Abstract Electroless nickel‑boron coatings present exceptional wear and corrosion resistance, but the presence of toxic heavy metals like Pb or Tl in most plating baths and the coatings synthesized using them impedes their widespread use. In this study, several candidates potential as stabilizing agent were investigated (Pb2+, Ti3+, V3+, Mn2+, Fe3+, Co2+, Cu2+, Zn2+, Ge4+, Zr4+, Nb5+, Mo5+, Ce3+,Ag1+, In3+, Sn2+, W6+and Bi3+).
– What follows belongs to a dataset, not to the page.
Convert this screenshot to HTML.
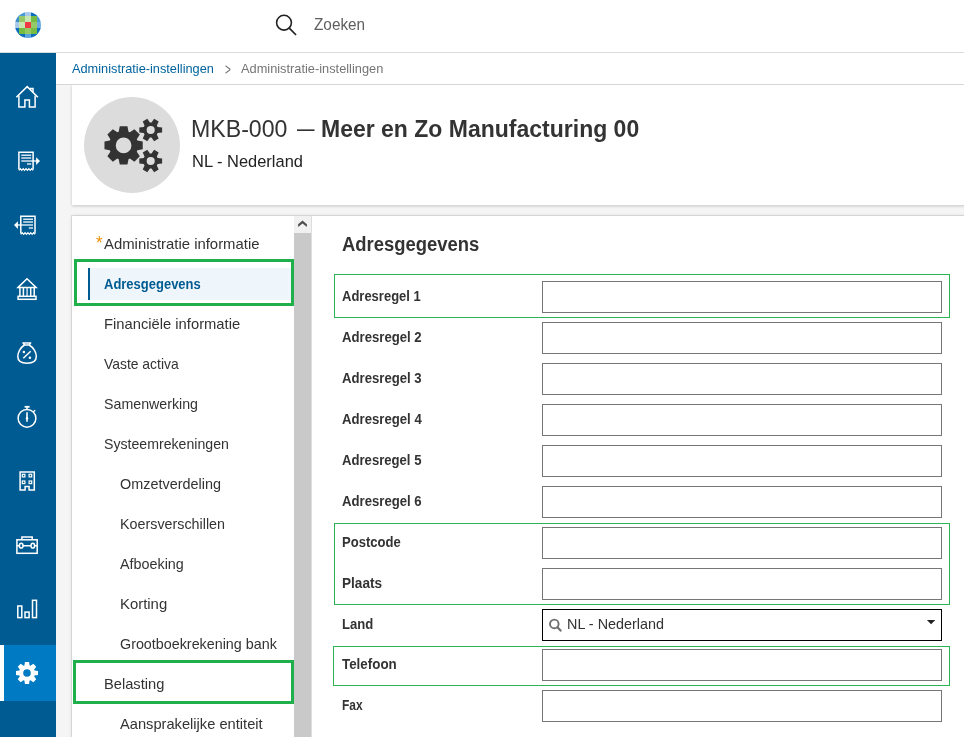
<!DOCTYPE html>
<html lang="nl"><head><meta charset="utf-8"><title>Administratie-instellingen</title>
<style>
*{box-sizing:border-box}
html,body{margin:0;padding:0}
body{width:964px;height:737px;overflow:hidden;position:relative;background:#f5f5f5;font-family:"Liberation Sans",sans-serif}
.t{position:absolute;white-space:pre;display:inline-block;transform-origin:0 50%;line-height:normal}
#hdr{position:absolute;left:0;top:0;width:964px;height:53px;background:#fff;border-bottom:1px solid #dcdcdc}
#side{position:absolute;left:0;top:53px;width:56px;height:684px;background:#005b92}
.ic{position:absolute;left:0}
.act{position:absolute;left:0;width:56px;height:56px;background:#007ac3;border-left:4px solid #fff}
#bc{position:absolute;left:56px;top:53px;width:908px;height:32px;background:#fff;border-bottom:1px solid #d6d6d6}
#card{position:absolute;left:72px;top:85px;width:900px;height:120px;background:#fff;box-shadow:0 1px 3px rgba(0,0,0,.2)}
#panel{position:absolute;left:72px;top:216px;width:900px;height:540px;background:#fff;box-shadow:0 0 0 1px rgba(0,0,0,.08),0 0 4px rgba(0,0,0,.13)}
#sb{position:absolute;left:294px;top:216px;width:18px;height:521px;background:#f1f1f1;border-right:1px solid #dedede}
#sbth{position:absolute;left:294px;top:233px;width:17px;height:504px;background:#c9c9c9}
#txt{position:absolute;left:0;top:0;width:964px;height:737px;will-change:transform}
.gb{position:absolute;border:3px solid #1fb04b}
.gl{position:absolute;border:1px solid #2db553;left:334px;width:616px}
.inp{position:absolute;left:542px;width:400px;height:32px;border:1px solid #767676;background:#fff}
</style></head><body>
<div id="hdr"></div>
<svg style="position:absolute;left:0;top:0" width="56" height="52" viewBox="0 0 56 52"><defs><clipPath id="lc"><circle cx="28" cy="25" r="13"/></clipPath></defs><g clip-path="url(#lc)"><rect x="13" y="10" width="6" height="6" fill="#0a6ebd"/><rect x="19" y="10" width="6" height="6" fill="#4d9bd6"/><rect x="25" y="10" width="6" height="6" fill="#a8c9ea"/><rect x="31" y="10" width="6" height="6" fill="#0a6ebd"/><rect x="37" y="10" width="6" height="6" fill="#0a6ebd"/><rect x="13" y="16" width="6" height="6" fill="#3b8fd0"/><rect x="19" y="16" width="6" height="6" fill="#94c966"/><rect x="25" y="16" width="6" height="6" fill="#c6e6b2"/><rect x="31" y="16" width="6" height="6" fill="#76bc43"/><rect x="37" y="16" width="6" height="6" fill="#4d9bd6"/><rect x="13" y="22" width="6" height="6" fill="#a8c9ea"/><rect x="19" y="22" width="6" height="6" fill="#c6e6b2"/><rect x="25" y="22" width="6" height="6" fill="#ee3a43"/><rect x="31" y="22" width="6" height="6" fill="#94c966"/><rect x="37" y="22" width="6" height="6" fill="#6aaade"/><rect x="13" y="28" width="6" height="6" fill="#0a6ebd"/><rect x="19" y="28" width="6" height="6" fill="#76bc43"/><rect x="25" y="28" width="6" height="6" fill="#94c966"/><rect x="31" y="28" width="6" height="6" fill="#76bc43"/><rect x="37" y="28" width="6" height="6" fill="#0a6ebd"/><rect x="13" y="34" width="6" height="6" fill="#0a6ebd"/><rect x="19" y="34" width="6" height="6" fill="#0a6ebd"/><rect x="25" y="34" width="6" height="6" fill="#5aa3dc"/><rect x="31" y="34" width="6" height="6" fill="#0a6ebd"/><rect x="37" y="34" width="6" height="6" fill="#0a6ebd"/></g></svg>
<svg style="position:absolute;left:270px;top:8px" width="32" height="32" viewBox="0 0 32 32"><circle cx="14" cy="14.7" r="7.4" fill="none" stroke="#222" stroke-width="1.6"/><path d="M19.3,20.2 L25.6,26.5" stroke="#222" stroke-width="1.7" stroke-linecap="round"/></svg>
<div id="side"></div>
<div style="position:absolute;left:0;top:53px;width:56px;height:684px">
<svg class="ic" style="top:16px" width="56" height="56" viewBox="0 0 56 56"><g stroke="#fff" fill="none" stroke-width="1.5" transform="translate(0,1)"><path d="M16.3,27.2 L27.2,16.6 L37.9,27.2" stroke-linejoin="miter"/><path d="M18.9,25.6 V37 H24.9 V29.9 H29.4 V37 H35.1 V25.6"/><path d="M30.6,19.6 V18.4 H33 V22"/></g></svg>
<svg class="ic" style="top:80px" width="56" height="56" viewBox="0 0 56 56"><g stroke="#fff" fill="none" stroke-width="1.5"><path d="M18.9,36.6 V19.3 H33.1 V36.6"/><path d="M18.9,37.4 L20.32,35.6 L21.74,37.4 L23.16,35.6 L24.58,37.4 L26.00,35.6 L27.42,37.4 L28.84,35.6 L30.26,37.4 L31.68,35.6 L33.10,37.4 " stroke-width="1.2"/><g stroke-opacity=".85"><path d="M21.3,22.2 H31.2 M21.3,24.9 H31.2 M21.3,28.1 H37.5 M27,31 H31.2" stroke-width="1.5"/></g><path d="M36.1,24.2 L40,28.1 L36.1,32 Z" fill="#fff" stroke="none"/></g></svg>
<svg class="ic" style="top:144px" width="56" height="56" viewBox="0 0 56 56"><g stroke="#fff" fill="none" stroke-width="1.5"><path d="M20.8,36.6 V19.3 H35 V36.6"/><path d="M20.8,37.4 L22.22,35.6 L23.64,37.4 L25.06,35.6 L26.48,37.4 L27.90,35.6 L29.32,37.4 L30.74,35.6 L32.16,37.4 L33.58,35.6 L35.00,37.4 " stroke-width="1.2"/><g stroke-opacity=".85"><path d="M23.2,22.2 H33 M23.2,24.9 H33 M16,28.1 H33 M28.8,31 H33" stroke-width="1.5"/></g><path d="M17.9,24.2 L14,28.1 L17.9,32 Z" fill="#fff" stroke="none"/></g></svg>
<svg class="ic" style="top:208px" width="56" height="56" viewBox="0 0 56 56"><g stroke="#fff" fill="none" stroke-width="1.5"><path d="M18.1,26.4 L27,17.8 L36.1,26.4 Z" stroke-linejoin="miter"/><path d="M19.9,26.6 V35 M23.4,26.6 V35 M30.7,26.6 V35 M34.2,26.6 V35"/><path d="M27.1,26.6 V35" stroke-opacity=".8"/><rect x="18.1" y="35.3" width="17.9" height="3"/></g></svg>
<svg class="ic" style="top:272px" width="56" height="56" viewBox="0 0 56 56"><g stroke="#fff" fill="none" stroke-width="1.5" stroke-width="1.4"><path d="M23,17.9 H30.7 L29.1,20 H24.6 Z" stroke-linejoin="round"/><path d="M24.4,20 C20.5,22.5 17.8,27.5 17.8,31.6 C17.8,36 21.5,38.3 27,38.3 C32.5,38.3 36.3,36 36.3,31.6 C36.3,27.5 33.5,22.5 29.2,20"/><path d="M23.3,33.3 L30.7,26.3"/><circle cx="23.9" cy="27" r="1.25" fill="#fff" stroke="none"/><circle cx="29.9" cy="32.7" r="1.25" fill="#fff" stroke="none"/></g></svg>
<svg class="ic" style="top:336px" width="56" height="56" viewBox="0 0 56 56"><g stroke="#fff" fill="none" stroke-width="1.5"><circle cx="27" cy="29.3" r="8.9"/><path d="M24.6,17.8 H29.6" stroke-width="1.8"/><path d="M27,18 V20.4"/><path d="M33.2,23 L35.2,21.2"/><path d="M27,23.2 V32.7" stroke-width="1.6"/><circle cx="27" cy="29.3" r="1.2" fill="#fff" stroke="none"/></g></svg>
<svg class="ic" style="top:400px" width="56" height="56" viewBox="0 0 56 56"><g stroke="#fff" fill="none" stroke-width="1.5"><path d="M25.1,37.1 H20.1 V18.9 H34.3 V37.1 H29.1 V33.4 H25.1 Z"/><g stroke-width="1.2"><rect x="22.3" y="21.3" width="2.6" height="2.6"/><rect x="29.1" y="21.3" width="2.6" height="2.6"/><rect x="22.3" y="28" width="2.6" height="2.6"/><rect x="29.1" y="28" width="2.6" height="2.6"/></g></g></svg>
<svg class="ic" style="top:464px" width="56" height="56" viewBox="0 0 56 56"><g stroke="#fff" fill="none" stroke-width="1.5" stroke-width="1.4"><rect x="16.9" y="22.8" width="20.3" height="13.5"/><path d="M21.9,22.6 V19.9 H32.2 V22.6"/><path d="M16.9,28.7 H19.4 M23,28.7 H31 M34.6,28.7 H37.2"/><ellipse cx="21.2" cy="28.7" rx="1.8" ry="2.4"/><ellipse cx="32.8" cy="28.7" rx="1.8" ry="2.4"/></g></svg>
<svg class="ic" style="top:528px" width="56" height="56" viewBox="0 0 56 56"><g stroke="#fff" fill="none" stroke-width="1.5" stroke-width="1.4"><rect x="17.8" y="25" width="4" height="11.6"/><rect x="25" y="31.1" width="4.1" height="5.5"/><rect x="32.5" y="19.3" width="4" height="17.3"/></g></svg>
<div class="act" style="top:592px"></div>
<svg class="ic" style="top:592px" width="56" height="56" viewBox="0 0 56 56"><path d="M34.57,25.40 L38.01,25.95 L38.01,30.05 L34.57,30.60 L34.19,31.51 L36.24,34.34 L33.34,37.24 L30.51,35.19 L29.60,35.57 L29.05,39.01 L24.95,39.01 L24.40,35.57 L23.49,35.19 L20.66,37.24 L17.76,34.34 L19.81,31.51 L19.43,30.60 L15.99,30.05 L15.99,25.95 L19.43,25.40 L19.81,24.49 L17.76,21.66 L20.66,18.76 L23.49,20.81 L24.40,20.43 L24.95,16.99 L29.05,16.99 L29.60,20.43 L30.51,20.81 L33.34,18.76 L36.24,21.66 L34.19,24.49Z M30.80,28.00 A3.8,3.8 0 1,0 23.20,28.00 A3.8,3.8 0 1,0 30.80,28.00Z" fill="#fff" fill-rule="evenodd"/></svg>
</div>
<div id="card"></div>
<div id="bc"></div>
<svg style="position:absolute;left:84px;top:97px" width="96" height="96" viewBox="0 0 96 96"><circle cx="48" cy="48" r="48" fill="#dcdcdc"/><path d="M53.35,43.50 L58.72,44.55 L58.72,52.25 L53.35,53.30 L52.79,54.66 L55.84,59.19 L50.39,64.64 L45.86,61.59 L44.50,62.15 L43.45,67.52 L35.75,67.52 L34.70,62.15 L33.34,61.59 L28.81,64.64 L23.36,59.19 L26.41,54.66 L25.85,53.30 L20.48,52.25 L20.48,44.55 L25.85,43.50 L26.41,42.14 L23.36,37.61 L28.81,32.16 L33.34,35.21 L34.70,34.65 L35.75,29.28 L43.45,29.28 L44.50,34.65 L45.86,35.21 L50.39,32.16 L55.84,37.61 L52.79,42.14Z M47.45,48.40 A7.85,7.85 0 1,0 31.75,48.40 A7.85,7.85 0 1,0 47.45,48.40Z M73.64,29.90 L78.11,30.40 L78.11,35.60 L73.64,36.10 L72.85,37.46 L74.66,41.58 L70.15,44.18 L67.48,40.56 L65.92,40.56 L63.25,44.18 L58.74,41.58 L60.55,37.46 L59.76,36.10 L55.29,35.60 L55.29,30.40 L59.76,29.90 L60.55,28.54 L58.74,24.42 L63.25,21.82 L65.92,25.44 L67.48,25.44 L70.15,21.82 L74.66,24.42 L72.85,28.54Z M70.75,33.00 A4.05,4.05 0 1,0 62.65,33.00 A4.05,4.05 0 1,0 70.75,33.00Z M73.64,60.90 L78.11,61.40 L78.11,66.60 L73.64,67.10 L72.85,68.46 L74.66,72.58 L70.15,75.18 L67.48,71.56 L65.92,71.56 L63.25,75.18 L58.74,72.58 L60.55,68.46 L59.76,67.10 L55.29,66.60 L55.29,61.40 L59.76,60.90 L60.55,59.54 L58.74,55.42 L63.25,52.82 L65.92,56.44 L67.48,56.44 L70.15,52.82 L74.66,55.42 L72.85,59.54Z M70.75,64.00 A4.05,4.05 0 1,0 62.65,64.00 A4.05,4.05 0 1,0 70.75,64.00Z" fill="#333" fill-rule="evenodd"/></svg>
<div id="panel"></div>
<div id="sb"></div><div id="sbth"></div>
<svg style="position:absolute;left:294px;top:216px" width="17" height="17" viewBox="0 0 17 17"><path d="M4.1,8.2 L8.5,4.6 L12.9,8.2 V11 L8.5,7.5 L4.1,11 Z" fill="#505050"/></svg>
<div class="gb" style="left:74px;top:259px;width:220px;height:47px"></div>
<div style="position:absolute;left:88px;top:268px;width:203px;height:32px;background:#eff6fb;border-left:2px solid #005b92"></div>
<div class="gb" style="left:73px;top:660px;width:221px;height:44px"></div>
<div class="gl" style="top:274px;height:44px"></div>
<div class="gl" style="top:523px;height:82px"></div>
<div class="gl" style="top:646px;height:40px;left:333px;width:617px"></div>
<div class="inp" style="top:281px"></div>
<div class="inp" style="top:322px"></div>
<div class="inp" style="top:363px"></div>
<div class="inp" style="top:404px"></div>
<div class="inp" style="top:445px"></div>
<div class="inp" style="top:486px"></div>
<div class="inp" style="top:527px"></div>
<div class="inp" style="top:568px"></div>
<div class="inp" style="top:649px"></div>
<div class="inp" style="top:690px"></div>
<div class="inp" style="top:609px;border-color:#000"></div>
<svg style="position:absolute;left:546px;top:616px" width="18" height="18" viewBox="0 0 18 18"><circle cx="8.3" cy="7.9" r="4.3" fill="none" stroke="#707070" stroke-width="1.9"/><path d="M11.4,11.2 L14.6,14.6" stroke="#707070" stroke-width="2.2" stroke-linecap="round"/></svg>
<svg style="position:absolute;left:926px;top:619px" width="10" height="6" viewBox="0 0 10 6"><path d="M0.9,1 H9.3 L5.1,5.3 Z" fill="#222"/></svg>
<div id="txt">
<span class="t" style="left:313.85px;top:14.62px;font-size:17px;font-weight:400;color:#5f5f5f;transform:scaleX(0.9014);">Zoeken</span>
<span class="t" style="left:72.20px;top:61.23px;font-size:13px;font-weight:400;color:#00639e;transform:scaleX(0.9816);">Administratie-instellingen</span>
<span class="t" style="left:225.36px;top:59.82px;font-size:17px;font-weight:400;color:#6a6a6a;transform:scaleX(0.5882);">></span>
<span class="t" style="left:241.40px;top:61.23px;font-size:13px;font-weight:400;color:#757575;transform:scaleX(0.9843);">Administratie-instellingen</span>
<span class="t" style="left:191.31px;top:115.28px;font-size:24px;font-weight:400;color:#333;transform:scaleX(0.9641);">MKB-000</span>
<span class="t" style="left:297.00px;top:114.28px;font-size:24px;font-weight:400;color:#333;transform:scaleX(0.7292);">—</span>
<span class="t" style="left:320.56px;top:115.28px;font-size:24px;font-weight:700;color:#333;transform:scaleX(0.9583);">Meer en Zo Manufacturing 00</span>
<span class="t" style="left:192.14px;top:152.25px;font-size:16.3px;font-weight:400;color:#222;transform:scaleX(1.0102);">NL - Nederland</span>
<span class="t" style="left:104.10px;top:235.43px;font-size:15px;font-weight:400;color:#333;transform:scaleX(0.9920);">Administratie informatie</span>
<span class="t" style="left:103.67px;top:275.43px;font-size:15px;font-weight:700;color:#005b92;transform:scaleX(0.8659);">Adresgegevens</span>
<span class="t" style="left:103.72px;top:315.43px;font-size:15px;font-weight:400;color:#333;transform:scaleX(0.9835);">Financiële informatie</span>
<span class="t" style="left:104.10px;top:355.43px;font-size:15px;font-weight:400;color:#333;transform:scaleX(0.9263);">Vaste activa</span>
<span class="t" style="left:103.69px;top:395.43px;font-size:15px;font-weight:400;color:#333;transform:scaleX(0.9477);">Samenwerking</span>
<span class="t" style="left:103.69px;top:435.43px;font-size:15px;font-weight:400;color:#333;transform:scaleX(0.9420);">Systeemrekeningen</span>
<span class="t" style="left:119.98px;top:475.43px;font-size:15px;font-weight:400;color:#333;transform:scaleX(0.9614);">Omzetverdeling</span>
<span class="t" style="left:120.05px;top:515.42px;font-size:15px;font-weight:400;color:#333;transform:scaleX(0.9543);">Koersverschillen</span>
<span class="t" style="left:120.40px;top:555.42px;font-size:15px;font-weight:400;color:#333;transform:scaleX(0.9567);">Afboeking</span>
<span class="t" style="left:120.01px;top:595.42px;font-size:15px;font-weight:400;color:#333;transform:scaleX(0.9923);">Korting</span>
<span class="t" style="left:119.98px;top:635.42px;font-size:15px;font-weight:400;color:#333;transform:scaleX(0.9547);">Grootboekrekening bank</span>
<span class="t" style="left:103.92px;top:675.42px;font-size:15px;font-weight:400;color:#333;transform:scaleX(0.9774);">Belasting</span>
<span class="t" style="left:120.40px;top:715.42px;font-size:15px;font-weight:400;color:#333;transform:scaleX(0.9774);">Aansprakelijke entiteit</span>
<span class="t" style="left:95.78px;top:232.31px;font-size:19px;font-weight:400;color:#ea900a;transform:scaleX(0.8889);">*</span>
<span class="t" style="left:341.83px;top:233.26px;font-size:19.6px;font-weight:700;color:#333;transform:scaleX(0.9402);">Adresgegevens</span>
<span class="t" style="left:341.74px;top:288.05px;font-size:14.2px;font-weight:700;color:#333;transform:scaleX(0.9161);">Adresregel 1</span>
<span class="t" style="left:341.74px;top:329.05px;font-size:14.2px;font-weight:700;color:#333;transform:scaleX(0.9271);">Adresregel 2</span>
<span class="t" style="left:341.74px;top:370.05px;font-size:14.2px;font-weight:700;color:#333;transform:scaleX(0.9271);">Adresregel 3</span>
<span class="t" style="left:341.74px;top:411.05px;font-size:14.2px;font-weight:700;color:#333;transform:scaleX(0.9275);">Adresregel 4</span>
<span class="t" style="left:341.74px;top:452.05px;font-size:14.2px;font-weight:700;color:#333;transform:scaleX(0.9243);">Adresregel 5</span>
<span class="t" style="left:341.74px;top:493.05px;font-size:14.2px;font-weight:700;color:#333;transform:scaleX(0.9271);">Adresregel 6</span>
<span class="t" style="left:342.11px;top:534.05px;font-size:14.2px;font-weight:700;color:#333;transform:scaleX(0.9195);">Postcode</span>
<span class="t" style="left:342.08px;top:575.05px;font-size:14.2px;font-weight:700;color:#333;transform:scaleX(0.9580);">Plaats</span>
<span class="t" style="left:342.11px;top:616.05px;font-size:14.2px;font-weight:700;color:#333;transform:scaleX(0.9240);">Land</span>
<span class="t" style="left:342.20px;top:656.15px;font-size:14.2px;font-weight:700;color:#333;transform:scaleX(0.9432);">Telefoon</span>
<span class="t" style="left:342.17px;top:696.85px;font-size:14.2px;font-weight:700;color:#333;transform:scaleX(0.8426);">Fax</span>
<span class="t" style="left:566.81px;top:615.79px;font-size:14.6px;font-weight:400;color:#333;transform:scaleX(0.9865);">NL - Nederland</span>
</div>
</body></html>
The investigation was based on the fact that stabilizers can stop the deposition in high concentration, once stabilizers also act as inhibitors depending on the concentrations—four distinct groups where observed. In group 1: Cu2+, Zn2+, Ge4+, Ce3+, Zr4+, In3+, Sn2+ and Bi3+, the solution is not decomposed until the end of deposition time (1 h) a deposition take place. Group 2: Ti3+, Mn2+, Fe3+, Co2+, Nb5+ and W6+ causes bath decomposition in less than 5 min. In Group 3: Mo5+, Ag1+ and V3+ the solution decompose in less than 1 min due to the presence of surface activators. Last, group 4: Pb2+ and Tl1+, are toxic stabilizers already studied in the literature. This paper presents a simple way to preselect metallic ions that can act as a stabilizing agent in electroless nickel‑boron plating. The method includes 3 aspects: The redox potential of the cation, the catalytic activity for hydrogenation and the atomic size of the metal. Besides, two green stabilizers were identified: Bi2(WO4)3 and SnCl2 that act as a stabilizer for concentrations of 10−5 mol/L and 10−3 mol/L respectively.